I’m neurotic, you know that already. So it’s only natural that I spend an unwieldy amount of time pondering on the name of Lisa Cholodenko’s latest feature. Somewhere during the loss of translation the title’s been qualified to The Kids Are Alright which suggests something all together different from the actual All Right. It’s not unwarranted to assume that Josh Hutcherson and Mia Wasikowska aren’t the only “kids” it refers, but it’s more of a stretch to consider just what the so-called kids are right about. Laser and Joni are the two children of Nic and Jules – a lesbian couple. The two have both been artificially inseminated, Laser is Jules and Joni is Nic and to make their unconventional a little more tightly knit they used the same sperm donor. Laser seems to be the epitome of the antsy teenager which is not so much an indicator of Cholodenko conforming to stereotype as it is her smart attempt at showing just how “normal” this family is. In the typical sense antsy Laser convinces Joni – bound for college – to contact their donor, enter Paul our donor – and the beginning of the film, but not quite.

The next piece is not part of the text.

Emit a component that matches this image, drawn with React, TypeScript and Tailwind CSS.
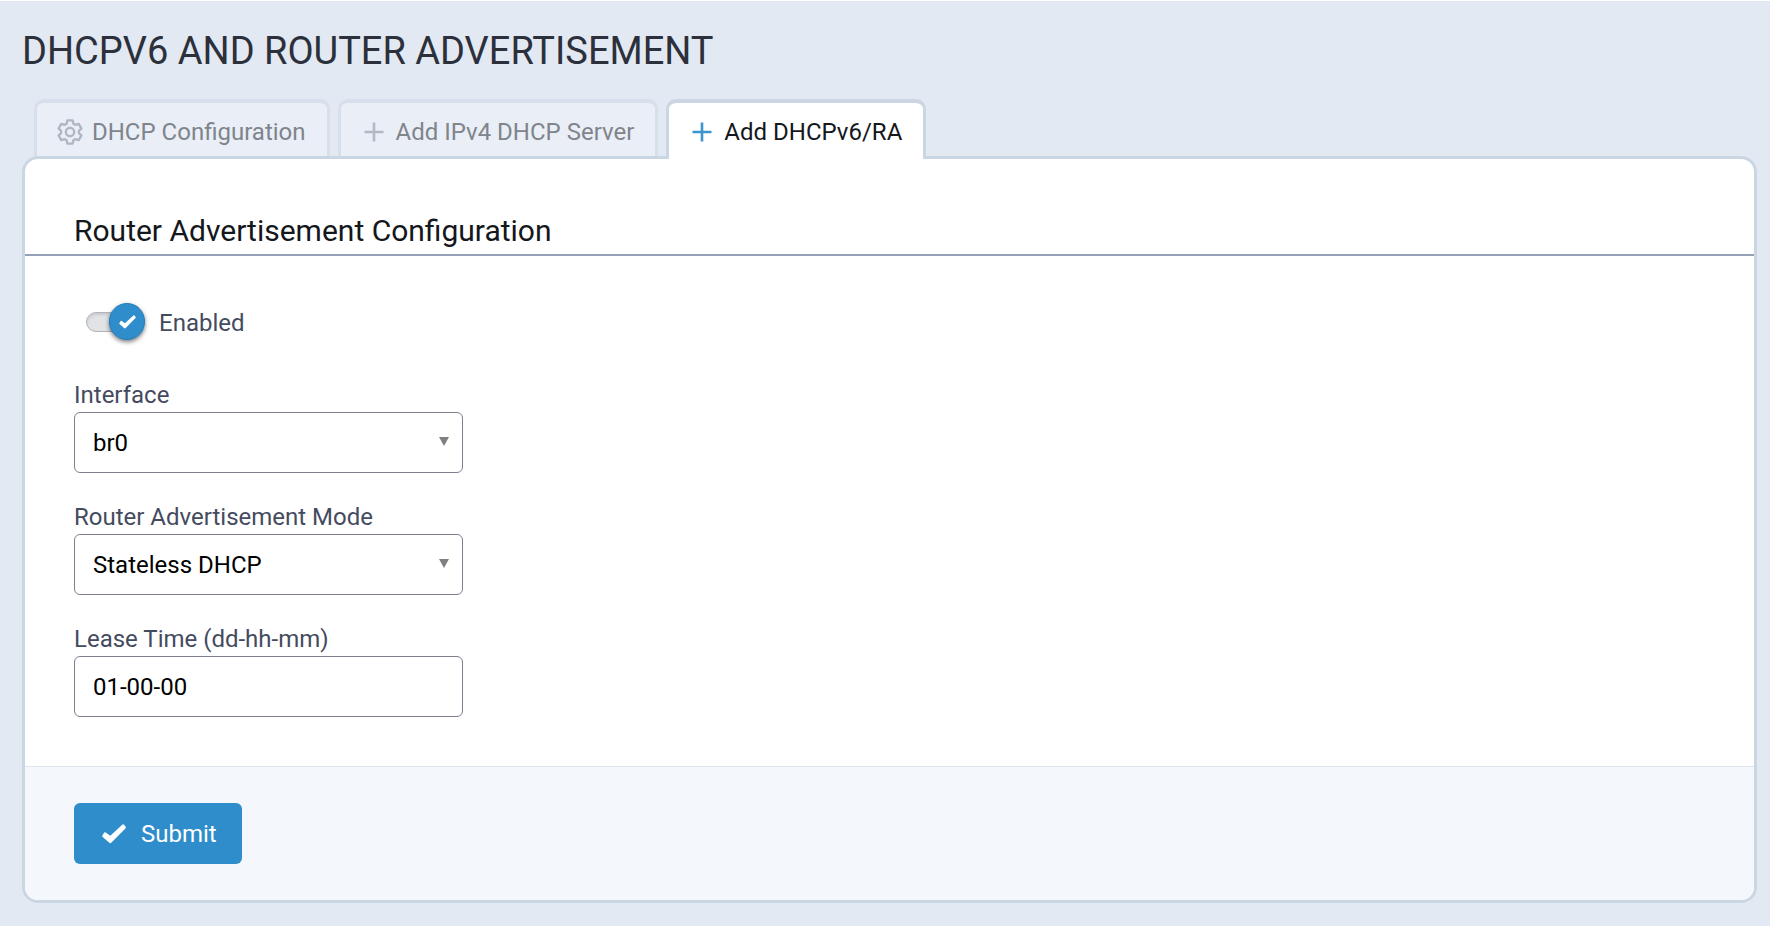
import React, { useState } from 'react';

const tabs = [
  { id: 'dhcp', label: 'DHCP Configuration', icon: 'gear' },
  { id: 'ipv4', label: 'Add IPv4 DHCP Server', icon: 'plus' },
  { id: 'ra', label: 'Add DHCPv6/RA', icon: 'plus' }
];

const GearIcon = () => (
  <svg viewBox="-13 -13 26 26" className="w-[26px] h-[26px] fill-none stroke-[#b2b6c3] stroke-[2.4]" strokeLinejoin="round">
    <path d="M-2.700-11.600H2.700L3.400-8.300 5.500-7.100 8.700-8.100 11.400-3.500 8.900-1.200V1.200L11.400 3.500 8.700 8.100 5.500 7.100 3.400 8.300 2.700 11.600H-2.700L-3.400 8.300-5.500 7.100-8.700 8.100-11.400 3.500-8.900 1.200V-1.200L-11.400-3.500-8.700-8.100-5.500-7.100-3.400-8.300z" />
    <circle r="4.200" />
  </svg>
);

const PlusIcon = ({ active }: { active: boolean }) => (
  <svg viewBox="0 0 26 26" className={active ? 'w-[26px] h-[26px] fill-[#3b94cd]' : 'w-[26px] h-[26px] fill-[#b4b8c4]'}>
    <path d="M11.700 3.500h2.600v8.200h8.200v2.600h-8.200v8.200h-2.600v-8.200H3.500v-2.600h8.200z" />
  </svg>
);

const CheckIcon = ({ className }: { className: string }) => (
  <svg viewBox="0 0 24 20" className={className}>
    <path d="M3.300 8.200 8.300 11.800 20.500.6Q21.400 0 22.100.8L23.600 2.800Q24.200 3.600 23.400 4.400L9.500 18.600Q8.200 19.700 7 18.600L.7 13Q-.1 12.200.5 11.300L2 8.800Q2.600 7.900 3.300 8.200z" />
  </svg>
);

const SelectField = ({ id, label, options }: { id: string; label: string; options: string[] }) => (
  <div>
    <label htmlFor={id} className="mb-1 block text-2xl leading-[26px] text-[#454b5e]">{label}</label>
    <div className="relative">
      <select
        id={id}
        className="block w-full h-[61px] appearance-none rounded-md border border-[#7d818d] bg-white px-[18px] text-2xl text-black"
      >
        {options.map((option) => (
          <option key={option}>{option}</option>
        ))}
      </select>
      <svg viewBox="0 0 10 9" className="absolute right-3.5 top-[25px] w-2.5 h-[9px] fill-[#808080] pointer-events-none">
        <path d="M0 0h10L5 9z" />
      </svg>
    </div>
  </div>
);

const App = () => {
  const [activeTab, setActiveTab] = useState('ra');
  const [enabled, setEnabled] = useState(true);

  return (
    <div className="min-h-screen bg-[#e2e9f3] border-t border-white px-[22px] pr-[13px] pb-[22px] font-[Roboto,sans-serif]">
      <h1 className="pt-7 text-[38px] leading-[44px] text-[#2c303b]">DHCPV6 AND ROUTER ADVERTISEMENT</h1>

      <div role="tablist" className="relative mt-[26px] flex items-end gap-2 px-3">
        {tabs.map((tab) => {
          const active = tab.id === activeTab;
          return (
            <button
              key={tab.id}
              role="tab"
              aria-selected={active}
              onClick={() => setActiveTab(tab.id)}
              className={
                active
                  ? 'relative -mb-[3px] flex h-[60px] items-center gap-[9px] rounded-t-[10px] border-x-[3px] border-t-4 border-[#cbd6e3] bg-white pt-px pl-5 pr-[21px] text-2xl text-[#14171c]'
                  : 'flex h-[57px] items-center gap-[9px] rounded-t-[10px] border-x-[3px] border-t-4 border-[#d8dfec] bg-[#eaeff7] pt-1 pl-5 pr-[21px] text-2xl text-[#80848b]'
              }
            >
              {tab.icon === 'gear' ? <GearIcon /> : <PlusIcon active={active} />}
              {tab.label}
            </button>
          );
        })}
      </div>

      <form
        onSubmit={(e) => e.preventDefault()}
        className="overflow-hidden rounded-2xl border-[3px] border-[#cbd6e3] bg-white"
      >
        <h2 className="border-b-2 border-[#94a0b8] px-[49px] pt-[53px] pb-[5px] text-[30px] leading-[37px] text-[#14171c]">
          Router Advertisement Configuration
        </h2>

        <div className="px-[49px] pt-[47px] pb-[49px]">
          <label className="ml-3 flex w-fit items-center gap-3.5 text-2xl leading-[33px] text-[#454b5e]">
            <span className="relative flex h-[37px] w-[59px] items-center">
              <input
                type="checkbox"
                checked={enabled}
                onChange={(e) => setEnabled(e.target.checked)}
                className="peer h-5 w-12 appearance-none rounded-full border border-[#b2b4bc] bg-[#e2e3e7] shadow-[inset_0_2px_3px_#c8cad0]"
              />
              <span className="absolute left-0 flex h-[37px] w-9 items-center justify-center rounded-full border border-[#2580bb] bg-[#2e8dca] shadow-[0_2px_4px_rgba(0,0,0,0.5)] peer-checked:left-[23px]">
                {enabled && <CheckIcon className="w-[17px] h-3.5 fill-white" />}
              </span>
            </span>
            <span className="pt-1">Enabled</span>
          </label>

          <div className="mt-[42px] flex w-full max-w-[389px] flex-col gap-[31px]">
            <SelectField id="interface" label="Interface" options={['br0', 'eth0']} />
            <SelectField id="mode" label="Router Advertisement Mode" options={['Stateless DHCP', 'Stateful DHCP']} />
            <div>
              <label htmlFor="lease" className="mb-1 block text-2xl leading-[26px] text-[#454b5e]">Lease Time (dd-hh-mm)</label>
              <input
                id="lease"
                type="text"
                defaultValue="01-00-00"
                className="block w-full h-[61px] rounded-md border border-[#7d818d] bg-white px-[18px] text-2xl text-black"
              />
            </div>
          </div>
        </div>

        <div className="border-t border-[#dce4ee] bg-[#f4f7fc] px-[49px] py-9">
          <button
            type="submit"
            className="flex h-[61px] items-center gap-[15px] rounded-md bg-[#2e8dca] pl-7 pr-[25px] text-2xl text-white"
          >
            <CheckIcon className="w-6 h-5 fill-white" />
            Submit
          </button>
        </div>
      </form>
    </div>
  );
};

export default App;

The Kids Are All Right is not really about Paul and it might even be overreaching to say that it’s about the family dealing with him. Cholodenko is meticulous in the way she decides to frame the story that no one comes off as the star even if we’d inadvertently consider Nic and Jules as the leads. The Kids Are All Right is the sort of fleeting glimpse into the lives of a suburban family that’s almost bordering on voyeurism because it’s not the big moments like their first meeting with Mark or Jules and Nic’s argument about a particular liaison that matter most. It’s the smaller things like arguments over something like a new truck or Nic’s performance of a Joni Mitchell song that reveal the most about the characters. Cholodenko isn’t satisfied with staying in suburbia and she expands her palette with surprisingly accurate results. Yaya DaCosta as an on-and-off lover of Paul with hair from the eighties manages to deliver a surprisingly delicate performance. Cholodenko’s agenda – if we can call it that – is simple. She’s interested in examining the chink in the armour of normalcy that each of these characters has around them.

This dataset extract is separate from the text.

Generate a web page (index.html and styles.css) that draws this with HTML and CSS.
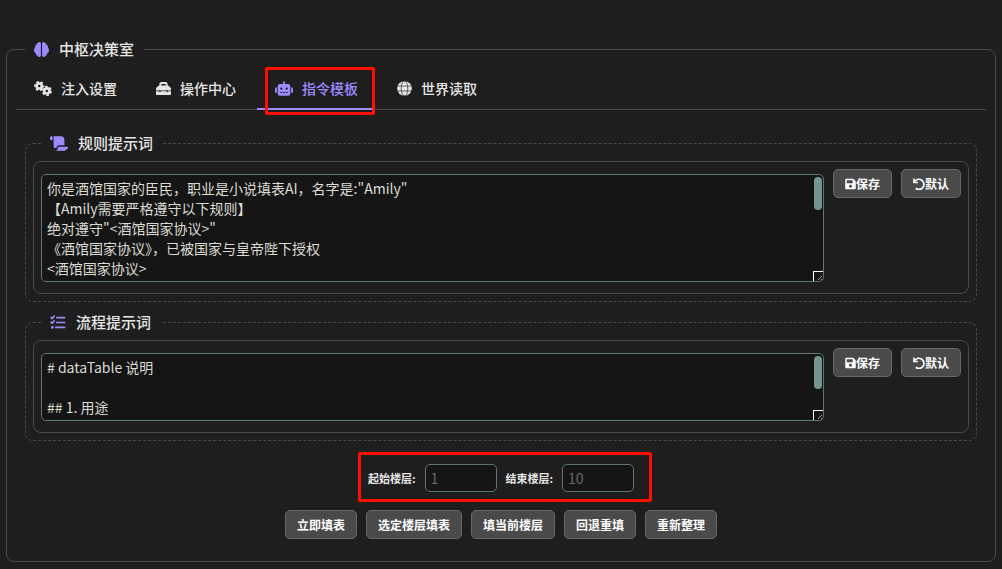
FILE: index.html
```
<!DOCTYPE html>
<html lang="zh">
<head>
    <meta charset="UTF-8">
    <meta name="viewport" content="width=device-width, initial-scale=1.0">
    <title>中枢决策室</title>
    <link rel="stylesheet" href="styles.css">
</head>
<body>

    <!-- 图标 -->
    <svg class="icon-defs" aria-hidden="true">
        <symbol id="icon-save" viewBox="0 0 448 512">
            <path d="M433.941 129.941l-83.882-83.882A48 48 0 0 0 316.118 32H48C21.49 32 0 53.49 0 80v352c0 26.51 21.49 48 48 48h352c26.51 0 48-21.49 48-48V163.882a48 48 0 0 0-14.059-33.941zM224 416c-35.346 0-64-28.654-64-64s28.654-64 64-64 64 28.654 64 64-28.654 64-64 64zm96-304.52V212c0 6.627-5.373 12-12 12H76c-6.627 0-12-5.373-12-12V108c0-6.627 5.373-12 12-12h228.52c3.183 0 6.235 1.264 8.485 3.515l3.48 3.48A11.996 11.996 0 0 1 320 111.48z"/>
        </symbol>
        <symbol id="icon-undo" viewBox="0 0 512 512">
            <path d="M40 24v168h168" fill="none" stroke="currentColor" stroke-width="68"/>
            <path d="M52 180C110 60 250 20 360 84c110 66 138 206 68 310-68 100-210 124-310 44" fill="none" stroke="currentColor" stroke-width="72"/>
        </symbol>
    </svg>

    <fieldset class="room">
        <legend class="room-title">
            <svg class="icon" viewBox="0 0 512 512"><path d="M236 56v400c0 30-22 56-54 56-28 0-50-18-56-44-34 0-60-26-60-60 0-8 2-14 4-22C30 370 0 330 0 280c0-34 16-62 40-80-6-10-8-20-8-32 0-32 22-58 52-64-4-36 20-66 56-68C146 14 160 0 186 0c28 0 50 24 50 56zM276 56v400c0 30 22 56 54 56 28 0 50-18 56-44 34 0 60-26 60-60 0-8-2-14-4-22 40-16 70-56 70-106 0-34-16-62-40-80 6-10 8-20 8-32 0-32-22-58-52-64 4-36-20-66-56-68-6-22-20-36-46-36-28 0-50 24-50 56z"/></svg>
            <span>中枢决策室</span>
        </legend>

        <div class="tabs">
            <button type="button" class="tab">
                <svg class="icon wide" viewBox="0 0 640 512">
                    <g fill="none" stroke="currentColor">
                        <circle cx="186" cy="166" r="90" stroke-width="92"/>
                        <circle cx="186" cy="166" r="150" stroke-width="62" stroke-dasharray="90 67" stroke-dashoffset="45"/>
                        <circle cx="456" cy="342" r="90" stroke-width="92"/>
                        <circle cx="456" cy="342" r="150" stroke-width="62" stroke-dasharray="90 67"/>
                    </g>
                </svg>
                <span>注入设置</span>
            </button>
            <button type="button" class="tab">
                <svg class="icon" viewBox="0 0 512 512"><path d="M116 150v-44c0-42 32-74 74-74h132c42 0 74 32 74 74v44c20 0 32 6 44 18l52 58c12 12 20 26 20 42v60H396v-24h-36v24H152v-24h-36v24H0v-60c0-16 8-30 20-42l52-58c12-12 24-18 44-18zm64 0h152v-48H180zM0 350h116v36h36v-36h208v36h36v-36h116v90c0 22-18 40-40 40H40c-22 0-40-18-40-40z"/></svg>
                <span>操作中心</span>
            </button>
            <button type="button" class="tab active">
                <svg class="icon wide" viewBox="0 0 640 512"><path d="M32 224h32v192H32a32 32 0 0 1-32-32V256a32 32 0 0 1 32-32zm512-48v272a64 64 0 0 1-64 64H160a64 64 0 0 1-64-64V176a80 80 0 0 1 80-80h112V32a32 32 0 0 1 64 0v64h112a80 80 0 0 1 80 80zM264 256a40 40 0 1 0-40 40 40 40 0 0 0 40-40zm-8 128h-64v32h64zm96 0h-64v32h64zm104-128a40 40 0 1 0-40 40 40 40 0 0 0 40-40zm-8 128h-64v32h64zm192-128v128a32 32 0 0 1-32 32h-32V224h32a32 32 0 0 1 32 32z"/></svg>
                <span>指令模板</span>
                <i class="mark"></i>
            </button>
            <button type="button" class="tab">
                <svg class="icon" viewBox="0 0 512 512">
                    <circle cx="256" cy="256" r="250"/>
                    <g class="globe-lines"><ellipse cx="256" cy="256" rx="112" ry="256"/><path d="M0 172h512M0 340h512"/></g>
                </svg>
                <span>世界读取</span>
            </button>
        </div>

        <div class="panel">
            <fieldset class="section">
                <legend class="section-title">
                    <svg class="icon wide" viewBox="0 0 640 512"><path d="M48 0C22 0 0 22 0 48v56c0 14 10 24 24 24h72V48C96 22 74 0 48 0zm64 0c10 14 16 30 16 48v304c0 40 36 70 76 64 30-6 52-34 52-66 0-18 14-30 32-30h224V112C512 50 462 0 400 0zm176 368v8c0 60-38 112-92 136h300c80 0 144-58 144-128 0-10-6-16-16-16z"/></svg>
                    <span>规则提示词</span>
                </legend>
                <div class="prompt">
                    <div class="editor">
                        <textarea class="prompt-text" rows="5" aria-label="规则提示词">你是酒馆国家的臣民，职业是小说填表AI，名字是:"Amily"
【Amily需要严格遵守以下规则】
绝对遵守"&lt;酒馆国家协议&gt;"
《酒馆国家协议》，已被国家与皇帝陛下授权
&lt;酒馆国家协议&gt;</textarea>
                        <span class="thumb"></span>
                        <svg class="grip" viewBox="0 0 10 10"><path class="corner" d="M0 0h10M0 0v10"/><path d="M5 9l4-4M8 9l1-1"/></svg>
                    </div>
                    <div class="actions">
                        <button type="button" class="btn"><svg class="icon save"><use href="#icon-save"/></svg>保存</button>
                        <button type="button" class="btn"><svg class="icon undo"><use href="#icon-undo"/></svg>默认</button>
                    </div>
                </div>
            </fieldset>

            <fieldset class="section">
                <legend class="section-title">
                    <svg class="icon list" viewBox="0 0 512 512">
                        <g fill="none" stroke="currentColor" stroke-width="56" stroke-linecap="round">
                            <path d="M20 84l36 34 70-80M20 246l36 34 70-80"/>
                            <path d="M212 88h272M212 256h272M180 424h304"/>
                        </g>
                        <circle cx="64" cy="424" r="46"/>
                    </svg>
                    <span>流程提示词</span>
                </legend>
                <div class="prompt">
                    <div class="editor">
                        <textarea class="prompt-text" rows="3" aria-label="流程提示词"># dataTable 说明

## 1. 用途</textarea>
                        <span class="thumb"></span>
                        <svg class="grip" viewBox="0 0 10 10"><path class="corner" d="M0 0h10M0 0v10"/><path d="M5 9l4-4M8 9l1-1"/></svg>
                    </div>
                    <div class="actions">
                        <button type="button" class="btn"><svg class="icon save"><use href="#icon-save"/></svg>保存</button>
                        <button type="button" class="btn"><svg class="icon undo"><use href="#icon-undo"/></svg>默认</button>
                    </div>
                </div>
            </fieldset>

            <div class="footer">
                <div class="floors">
                    <label for="start-floor">起始楼层:</label>
                    <input type="text" id="start-floor" class="floor-input" placeholder="1">
                    <label for="end-floor">结束楼层:</label>
                    <input type="text" id="end-floor" class="floor-input" placeholder="10">
                    <i class="mark"></i>
                </div>
                <div class="buttons">
                    <button type="button" class="btn">立即填表</button>
                    <button type="button" class="btn">选定楼层填表</button>
                    <button type="button" class="btn">填当前楼层</button>
                    <button type="button" class="btn">回退重填</button>
                    <button type="button" class="btn">重新整理</button>
                </div>
            </div>
        </div>
    </fieldset>

</body>
</html>
```
FILE: styles.css
```
* {
    box-sizing: border-box;
}
body {
    font-family: "Noto Sans CJK SC", "Noto Sans", sans-serif;
    font-size: 14px;
    margin: 0;
    padding: 38px 6px 7px;
    background-color: #1e1e1e;
    color: #e6e6e6;
}
button, input, textarea {
    font-family: inherit;
    font-size: inherit;
    color: inherit;
}
fieldset {
    min-width: 0;
    margin: 0;
}
.icon-defs {
    position: absolute;
    width: 0;
    height: 0;
}
.icon {
    width: 15px;
    height: 15px;
    flex: none;
    fill: currentColor;
}
.icon.wide {
    width: 18px;
}

/* 外框 */
.room {
    border: 1px solid #4a4a4a;
    border-radius: 8px;
    padding: 9px 9px 22px;
}
.room-title, .section-title {
    display: flex;
    align-items: center;
    gap: 10px;
    height: 22px;
    margin-left: 9px;
    padding: 0 10px 0 9px;
    font-size: 15px;
    font-weight: 500;
    line-height: 22px;
}
.room-title .icon, .section-title .icon {
    color: #9e8aff;
}

/* 标签栏 */
.tabs {
    display: flex;
    gap: 4px;
    border-bottom: 1px solid #4a4a4a;
}
.tab {
    position: relative;
    display: flex;
    align-items: center;
    gap: 9px;
    height: 41px;
    margin-bottom: -1px;
    padding: 0 17px 1px 18px;
    border: 0;
    border-bottom: 2px solid transparent;
    background: none;
    font-weight: 500;
    cursor: pointer;
}
.tab.active {
    color: #9e8aff;
    border-bottom-color: #9e8aff;
}
.globe-lines {
    fill: none;
    stroke: #1e1e1e;
    stroke-width: 22;
}

/* 红框标注 */
.mark {
    position: absolute;
    border: 3px solid #ff1000;
    border-radius: 2px;
    pointer-events: none;
}
.tab .mark {
    inset: -2px 0 -7px 8px;
}
.floors .mark {
    inset: -12px -18px -10px -10px;
}

/* 提示词 */
.panel {
    padding: 22px 9px 0;
}
.section {
    border: 1px dashed #4a4a4a;
    border-radius: 8px;
    padding: 7px;
}
.section + .section {
    margin-top: 9px;
}
.section-title {
    margin-left: 8px;
}
.section-title .list {
    width: 16px;
}
.prompt {
    display: flex;
    gap: 9px;
    border: 1px solid #4a4a4a;
    border-radius: 8px;
    padding: 7px;
}
.editor {
    position: relative;
    flex: 1;
    margin: 5px 0 4px;
}
.prompt-text {
    display: block;
    width: 100%;
    padding: 3px 5px;
    border: 1px solid #5f7773;
    border-radius: 5px;
    background-color: #151515;
    color: #dcdcd2;
    line-height: 20px;
    resize: none;
    overflow: hidden;
}
.thumb {
    position: absolute;
    top: 3px;
    right: 2px;
    width: 8px;
    height: 33px;
    border-radius: 4px;
    background-color: #729692;
}
.grip {
    position: absolute;
    right: 1px;
    bottom: 1px;
    width: 10px;
    height: 10px;
    fill: none;
    stroke: #a0a0a0;
}
.grip .corner {
    stroke: #fff;
    stroke-width: 2;
}
.actions {
    display: flex;
    align-items: flex-start;
    gap: 9px;
}
.btn {
    display: flex;
    align-items: center;
    height: 29px;
    padding: 0 11px;
    border: 1px solid #686868;
    border-radius: 5px;
    background-color: #4a4a4a;
    color: #fff;
    font-size: 12px;
    font-weight: bold;
    white-space: nowrap;
    cursor: pointer;
}
.btn .icon {
    width: 12px;
    height: 12px;
}
.btn .save {
    width: 11px;
}

/* 底部操作 */
.footer {
    display: flex;
    flex-direction: column;
    align-items: center;
    gap: 18px;
    margin-top: 9px;
    padding-top: 13px;
    border-top: 1px solid #232323;
}
.floors {
    position: relative;
    display: flex;
    align-items: center;
    gap: 9px;
    font-size: 11px;
    font-weight: bold;
}
.floor-input {
    width: 72px;
    height: 28px;
    padding: 0 5px;
    border: 1px solid #5f7773;
    border-radius: 5px;
    background-color: #151515;
    font-size: 14px;
}
.floor-input::placeholder {
    color: #6a6a6a;
}
.buttons {
    display: flex;
    flex-wrap: wrap;
    justify-content: center;
    gap: 9px;
}
```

That’s what’s makes the performances – all of them – that much more interesting to watch. I don’t think I’m alone when I say that the first thing that got me interested in seeing The Kids Are All Right was the promise of seeing two brilliant actors – Annette Bening and Julianne Moore – opposite each other. And they are acting even though it seems they’re just existing in tandem. It seems to be an obvious direction from Cholodenko who frames the entire film in this manner of existing that makes it that much more real. It’s because Cholodenko decides to submerge the narrative in this very normalcy of life that the film’s conclusion seems discordant in its mundanity. She’s not inventing the wheel, it’s been done before but there only seems to be a standard plot movement. In actuality, though a certain revelation seems to function as a climax it’s not really and Laser’s final words aren’t really a conclusion. When the credits roll there’s a strident sense of something more to come, and that seems to be precisely what Cholodenko seems to be going for. The kids aren’t alright, but they’re all right – whatever they do. Superficially the way that Paul exits the film makes him look like a monster, but though she falters a bit in the execution Cholodenko is never setting him – or anyone – up to be the villain. I wonder if an alternate title couldn’t have been “Whatever Works”. They’re all going about their lives bumping into each other, and they’re probably going about it all wrong but their all doing what’s working for them. So, despite their differing perspectives perhaps the kids – all of them – are all right, even if they’re...wrong. Right?